While the columns in the parks_data_df are capitalized, usually we try to keep column names lowercase and use underscores instead of spaces for ease of typing. How could we rename them to be lowercased and have underscores instead of spaces?

Filtering Data

One of the things that makes Pandas so powerful is that it allows us to filter data easily. We can filter data using boolean indexing, which allows us to select rows based on conditions, just like if statements in Python.

For example, if we want to filter the DataFrame to only include rows for visits to Illinois, we could select the state column and see how many rows have the value IL, we can do the following:

parks_data_df[parks_data_df['state'] == 'IL']

Filtering Data

Now we’ll see that this gives us zero values because this dataset is only for “the current 63 National Parks administered by the United States National Park Service (NPS), from 1979 to 2023.”

How else could we have discovered this using Pandas?

Value Counts Method

We can use the value_counts() method to see how many times each value appears in the state column! We can read more about the method here https://pandas.pydata.org/pandas-docs/stable/reference/api/pandas.DataFrame.value_counts.html#pandas-dataframe-value-counts.

parks_data_df['state'].value_counts()

Now what if we only wanted to include rows for a specific state?

Filtering Data with Boolean Indexing

# Boolean indexing
parks_data_df[parks_data_df['state'] == 'CA']

# Multiple values
parks_data_df[parks_data_df['state'].isin(['CA', 'AK'])]

What if we wanted to see how many rows there are for parks are in each state?

Grouping Data

Grouping Data

First, we select a or multiple columns we want to group our data by. For example, in our case we could group by state so that we could see how many parks exist in each state.

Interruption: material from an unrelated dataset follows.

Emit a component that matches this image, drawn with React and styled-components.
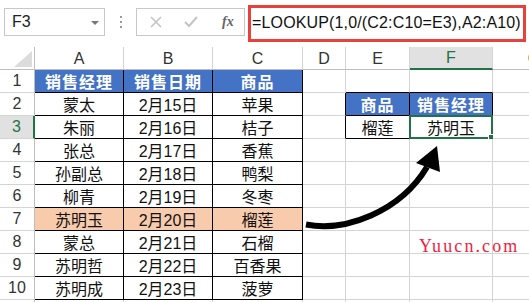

parks_data_df.groupby('state')

While this code works, we’ll see that it only returns a DataFrameGroupBy object, which is not very useful on its own. To see the actual data, we could use the get_group() method to see the data for a specific state.

parks_data_df.groupby('state').get_group('CA')

How could we use groupby to count the number of parks in each state?

Grouping Data

parks_data_df.groupby('state').size()

parks_data_df.groupby('state')['park_name'].nunique()

Reseting Index

Because we are getting a Series, we can also convert it back to a DataFrame using the reset_index() method, which will turn the Series back into a DataFrame.

parks_data_df.groupby('state')['park_name'].nunique().reset_index()

Common Aggregation Methods

How could we create a new variable parks_per_state_df and what aggregation should we use to count the number of unique parks in each state?

Pandas method Explanation
.count() Number of non-null observations
.sum() Sum of values
.mean() Mean of values
.median() Median of values
.min() Minimum value
.max() Maximum value
.mode() Mode
.std() Sample standard deviation of values
.describe() Compute set of summary statistics for Series or each DataFrame column
.value_counts() Count unique values in a Series
.nunique() Count unique values in a Series
.size() Count number of rows in each group

Renaming Columns

How could we rename the park_name column to num_parks to more accurately reflect its content?

More info available here https://pandas.pydata.org/pandas-docs/stable/reference/api/pandas.DataFrame.rename.html#pandas-dataframe-rename.

Inplace vs Not In Place

Inplace vs Not In Place

Many methods in Pandas have an inplace argument, which allows us to modify the DataFrame directly rather than returning a new DataFrame. For example, the sort_values() method also has an inplace argument.

parks_per_state_df.sort_values(by='num_parks', ascending=False, inplace=True)

Now when we run this cell, parks_per_state_df will have the new column, and be sorted by the number of parks in descending order.

Adding New Data

How could we add Illinois to our DataFrame?

Adding New Data

new_state = pd.DataFrame({'state': ['IL'], 'num_parks': [0]})
parks_per_state_df = pd.concat([parks_per_state_df, new_state], ignore_index=True)

Any alternatives?

Adding New Data

import numpy as np

new_state = pd.DataFrame({'state': ['IL'], 'num_parks': [np.nan]})
new_state = pd.DataFrame([{'state': 'IL', 'num_parks': None}])

Combining DataFrames

How can we combine DataFrames?

combined_parks_per_state_df = pd.concat([parks_per_state_df, new_state], ignore_index=True)

Quick Exercise: Answering Questions with Pandas

In the documentation for the National Parks Dataset, Walsh and Keyes have an Exercises page that you can find here: https://www.responsible-datasets-in-context.com/posts/np-data/exercises-python/NP-Data-Groupby-Pandas.html.

In that exercise, they have three questions:

  1. What is the average number of visits for each state?
  2. What is the average number of visits for each National Park?
  3. How many National Parks are there in each state?

Quick Exercise: Answering Questions with Pandas

Let’s try and answer them together with what we have learned so far! In your is310-coding-assignments repository, create a new folder called pandas-eda and in that folder create a new Jupyter Notebook called NationalParksEDA.ipynb. Feel free to also move your IntroNotebooks.ipynb into that folder as well.

In the Notebook, you should start by adding a title in Markdown and a brief description of what you are doing. Then, you can import the necessary libraries and read in the dataset.

Then you should create a section for each question, where you can write the code to answer the question. You can use the methods we learned in this lesson, such as groupby(), mean(), and size(), to help you answer the questions.

To create a section, you can use the # symbol in Markdown to create a header. For example, you could use ## Average Number of Visits for Each State for the first question, which would create a second-level header.